The GMP had failed even to record 80,000 crimes and its 999 response times were the worst in England.
That was turned around within a year, with a quadrupling of ‘stop and searches’ and, in 2024, progress was stepped up, increasing arrests, answering emergency calls in an average time of two seconds, and attending serious incidents, also on average, in under eight minutes.
All this has had a marked effect on offending rates – downwards. Last year, GMP recorded a reduction of eight per cent in total crime: residential burglaries down 11 per cent, theft down 28 per cent and vehicle offences down over 18 per cent.
It must be deeply frustrating for Watson and his officers that the Government, concerned about jail overcrowding, and arguing that short sentences don’t help prisoners to reform, is pursuing a policy of replacing so-called ‘short prison sentences’ with electronic tagging.
As Sir Stephen remarked to those of us at the Policy Exchange meeting: ‘Short sentences may not work for offenders, but they do work for victims, and I’m on the victims’ side.’
Many blame the requirement to investigate so-called ‘non-crime hate incidents’ as a reason for police forces’ distraction from dealing with what used to be the bread and butter of crime-fighting.
These were introduced in the wake of the Macpherson Report, following the racially motivated murder of Stephen Lawrence, and designed to log acts of prejudice or hostility towards people with a ‘protected characteristic’.

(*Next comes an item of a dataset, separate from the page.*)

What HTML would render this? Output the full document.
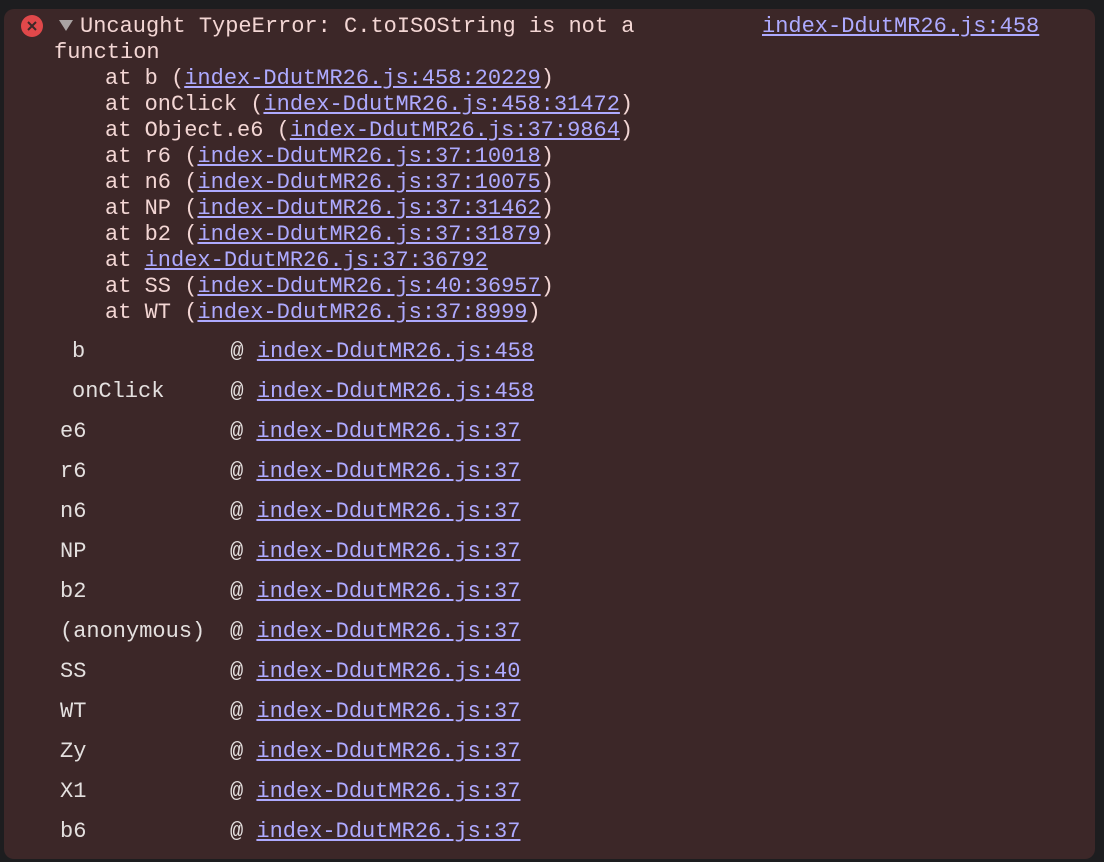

Watson didn’t raise this, but, asked by a member of the audience if the policy of collecting ‘non-crime hate incident data’ should be scrapped, he responded that it should: ‘What it morphed into was pretty much anyone with a protected characteristic who perceived themselves to be a victim of an incident because of that, was automatically recorded. I think that’s a mistake. It went too far.’
Not that he has any tolerance for delinquent police officers, declaring that recent years have revealed ‘the most appalling misconduct and criminal acts by serving officers who should never have been recruited and who should have been kicked out of the force long before dreadful things happened’.
Under Watson, GMP has kicked out hundreds of officers deemed to have been corrupt or simply useless (he introduced a new test for aspirant officers, having been stunned to discover how many were functionally illiterate, unable even to fill out an incident report). In a sense, Watson is trying to reintroduce what is sometimes called ‘good, old fashioned policing’. This was clear from an interview he gave to the Daily Telegraph a year ago, when he said one of his first decisions was to replace what he called officers’ ‘scruffy kit’, which didn’t even have the force’s insignia, with smart new uniforms.
‘If you turn up to work, if you’re a female officer, you tie your hair up, if you’re a man, you’ve had a shave, you press your clothing, you polish your boots, you look smart.’
It is perhaps not surprising that Watson comes from a military family background. His father had been a Royal Navy officer in Rhodesia but the family left the country along with many other Britons when Robert Mugabe took power.
Sir Stephen himself was 18 when he returned to Britain and still has a faint Rhodesian accent. I noticed that especially when sitting close to him at lunch after the speech was delivered. I also saw that he was wearing Union Jack cufflinks.
Some of the other attendees at the lunch were former Metropolitan Police officers, who felt the Met desperately needed his brand of leadership.
On all the vital measures, such as arrests per officer, and reducing crime rates, that most emblematic force, the original one created in 1829 by Sir Robert Peel, has been eclipsed by Manchester.
Sir Stephen didn’t rise to the bait but emphasised how supportive the Mayor of Manchester, Andy Burnham, had been. When film emerged a year ago showing one of Watson’s officers kicking and stamping on the head of a 19-year-old, Mohammed Fahir Amaaz, during a fracas at Manchester Airport, Burnham made sure to see the police footage of the whole incident.
This showed that Amaaz had, just before, broken the nose of a female police officer in a sustained assault. Burnham went on the radio to warn those marching in support of Amaaz: ‘There are two sides of this complicated situation… people’s careers are put on the line. We feel for the police officers who were injured.’
Would London’s mayor, Sir Sadiq Khan, have done the same?
And do the Home Office apparatchiks want someone like Watson to be the country’s top cop?
When I asked a former Met Detective Chief Inspector, David Spencer, now Policy Exchange’s head of Crime and Justice, he was not encouraging: ‘The Government should replicate the Watson playbook of police leadership across every force.
‘My biggest fear is that the current system is more likely to suppress future Watsons coming through.’
If that is the case, public confidence in the police will slide still lower – possibly with consequences that no government could survive.